Certains opérateurs ne cachent pas leur mécontentement concernant cette modification du traité. Ils mettent en doute les compétences des négociateurs au sein des autorités locales. Cela alors que l’Inde a choisi Maurice d’abord pour modifier ce traité avant les autres juridictions. « Les autorités indiennes regardent leurs propres intérêts. Le but de l’Inde est d’éliminer les autres centres financiers de la compétition au profit de son GIFT City. En fait-on de même à Maurice ? », se demande un opérateur. Un responsable d’une Management Company est d’avis que le gouvernement mauricien aurait dû négocier un accord gagnant-gagnant. Le risque d’un problème de contagion pour les autres traités, avance-t-il, est que d’autres pays fassent la même demande de modification avec Maurice. « Un amendement dans un traité ne concerne pas uniquement le ou les changements apportés, mais aussi la perception qu’auront les acteurs du monde entier », concède l’opérateur.

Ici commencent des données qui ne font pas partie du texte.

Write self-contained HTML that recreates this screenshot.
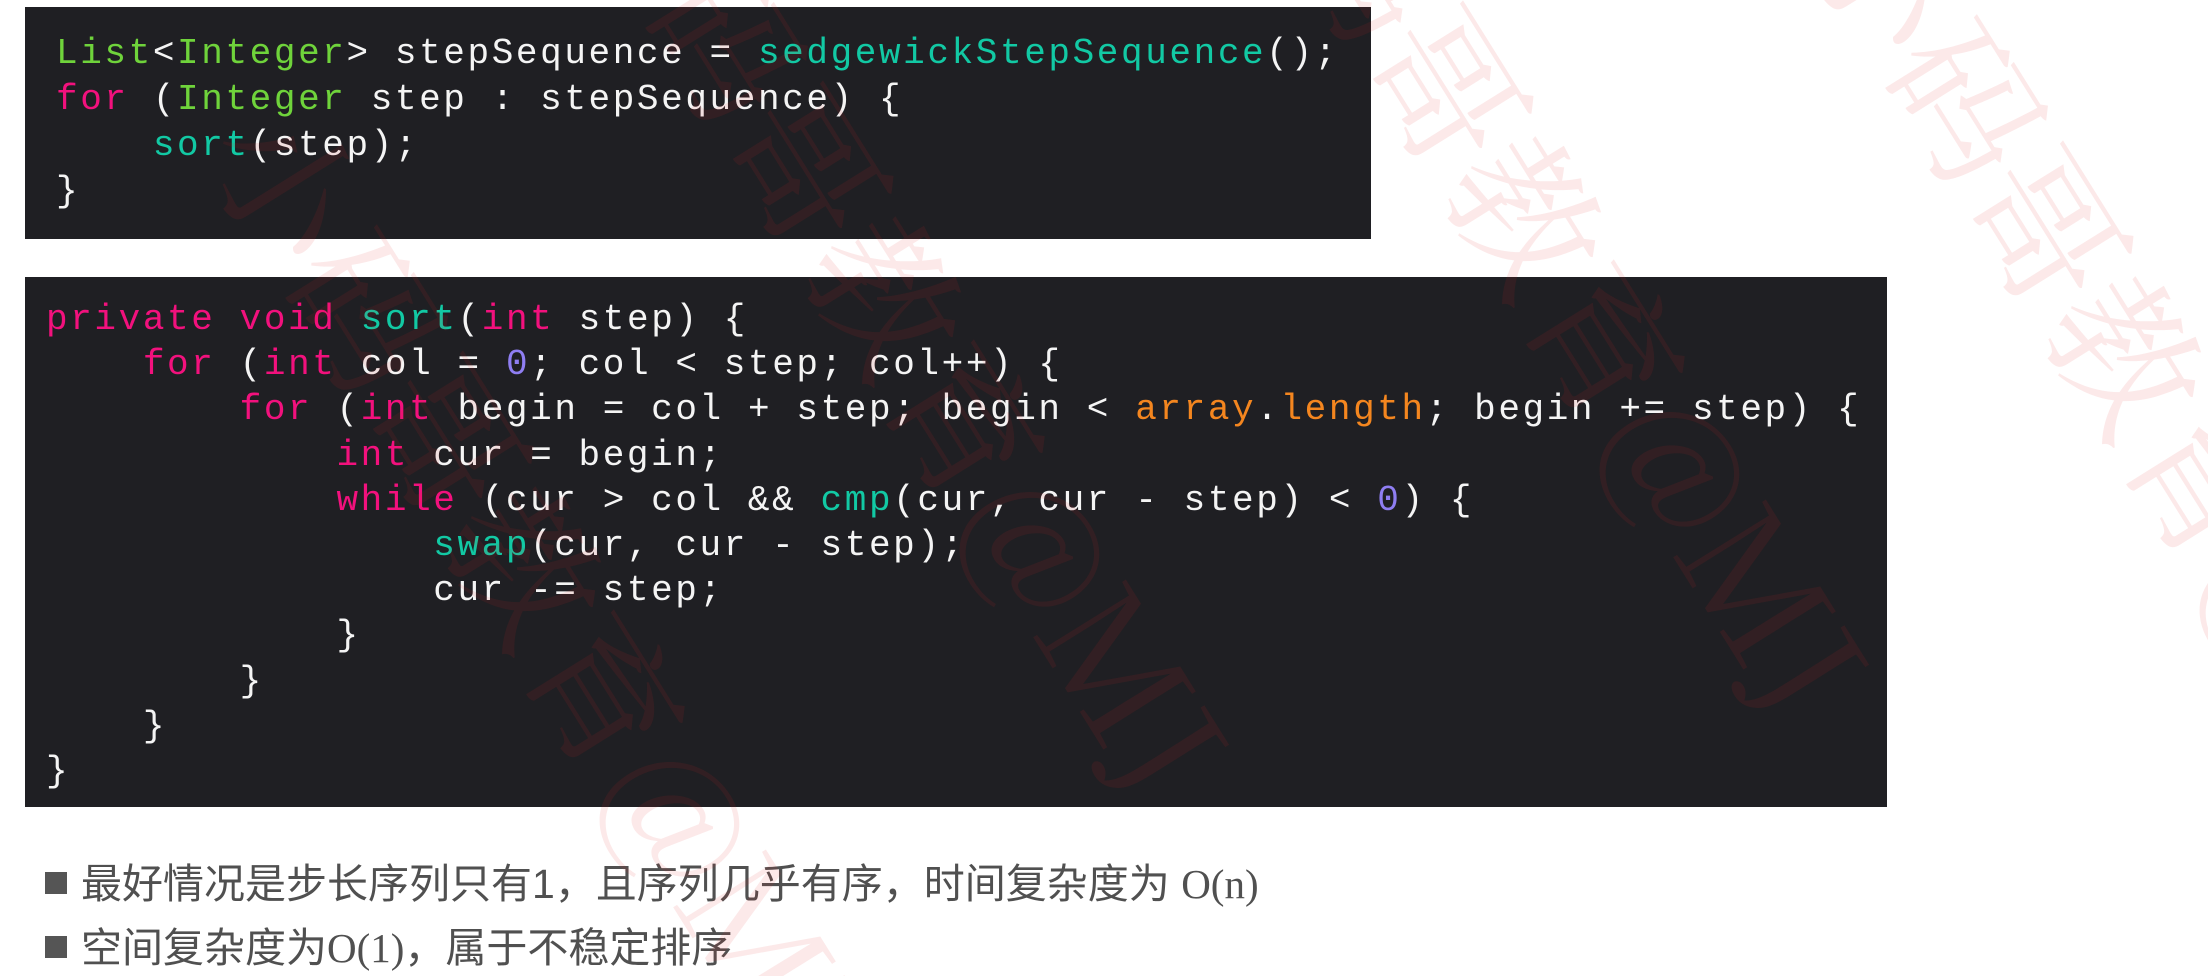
<!DOCTYPE html>
<html><head><meta charset="utf-8"><style>
html,body{margin:0;padding:0;background:#fff;width:2208px;height:976px;overflow:hidden}
#w{position:relative;width:2208px;height:976px;overflow:hidden}
.box{position:absolute;background:#1f1f23}
pre{margin:0;font-family:"Liberation Mono","DejaVu Sans Mono",monospace;font-size:36px;letter-spacing:2.6px;line-height:46px;color:#f4f4f4;position:absolute}
.k{color:#f2117d}.t{color:#6fd33b}.f{color:#12c9a4}.o{color:#f4861f}.n{color:#8f7ef2}
.b{position:absolute;left:45px;font-family:"Liberation Sans","Noto Sans CJK SC",sans-serif;font-size:41px;color:#505050;white-space:nowrap;line-height:50px}
.b i{display:inline-block;width:22px;height:22px;background:#555;margin-right:14px;vertical-align:4px;font-style:normal}
.s{font-family:"Liberation Serif",serif}
svg{position:absolute;left:0;top:0}
</style></head><body><div id="w">
<div class="box" style="left:25px;top:7px;width:1346px;height:232px"></div>
<pre style="left:56px;top:31px"><span class="t">List</span>&lt;<span class="t">Integer</span>&gt; stepSequence = <span class="f">sedgewickStepSequence</span>();
<span class="k">for</span> (<span class="t">Integer</span> step : stepSequence) {
    <span class="f">sort</span>(step);
}</pre>
<div class="box" style="left:25px;top:277px;width:1862px;height:530px"></div>
<pre style="left:46px;top:297px;line-height:45.2px"><span class="k">private</span> <span class="k">void</span> <span class="f">sort</span>(<span class="k">int</span> step) {
    <span class="k">for</span> (<span class="k">int</span> col = <span class="n">0</span>; col &lt; step; col++) {
        <span class="k">for</span> (<span class="k">int</span> begin = col + step; begin &lt; <span class="o">array</span>.<span class="o">length</span>; begin += step) {
            <span class="k">int</span> cur = begin;
            <span class="k">while</span> (cur &gt; col &amp;&amp; <span class="f">cmp</span>(cur, cur - step) &lt; <span class="n">0</span>) {
                <span class="f">swap</span>(cur, cur - step);
                cur -= step;
            }
        }
    }
}</pre>
<div class="b" style="top:859px"><i></i>最好情况是步长序列只有1，且序列几乎有序，时间复杂度为 <span class="s">O(n)</span></div>
<div class="b" style="top:923px"><i></i>空间复杂度为<span class="s">O(1)</span>，属于不稳定排序</div>
<svg width="2208" height="976" viewBox="0 0 2208 976" style="pointer-events:none">
<g font-family="Noto Serif CJK SC, serif" font-size="150" fill="rgba(230,40,40,0.10)">
<text transform="translate(560,-120) rotate(58)">小码哥教育@MJ</text>
<text transform="translate(1200,-200) rotate(58)">小码哥教育@MJ</text>
<text transform="translate(200,150) rotate(58)">小码哥教育@MJ</text>
<text transform="translate(1800,-60) rotate(58)">小码哥教育@MJ</text>
</g></svg>
</div></body></html>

Par ailleurs, dans un communiqué publié le 12 avril dernier, les autorités indiennes soutiennent que les inquiétudes étaient prématurées. Elles précisent que le protocole n'avait pas encore été ratifié et n'était pas encore entré en vigueur. Ben Lim, CEO de l’Intercontinental Trust Ltd, insiste pour sa part que l’Inde n’est pas l’avenir du centre financier mauricien. Il préconise d’aller dans le sens de l’évolution vers un asset management centre ou un networth centre, entre autres. « Notre centre financier n’est plus comme avant. Il nous faut regarder les autres opportunités qui existent », conclut-il.
Quelques dispositions de l’accord
- Les deux gouvernements entendent éliminer la double imposition en ce qui concerne les impôts visés par la présente Convention sans créer de possibilités de non-imposition ou d'imposition réduite par la fraude ou l'évasion fiscale.
- Le protocole du DTAA représente l'engagement de l'Inde et de Maurice à s'aligner sur les exigences de l'action 6 du BEPS pour lutter contre l'évasion et la fraude fiscales.
- En supprimant la formulation "pour l'encouragement du commerce et de l'investissement mutuels", l'objectif est d'exclure les transactions qui ne sont pas authentiques et/ou de bonne foi.
- Le PPT n'est soumis à aucune autre disposition de la convention fiscale.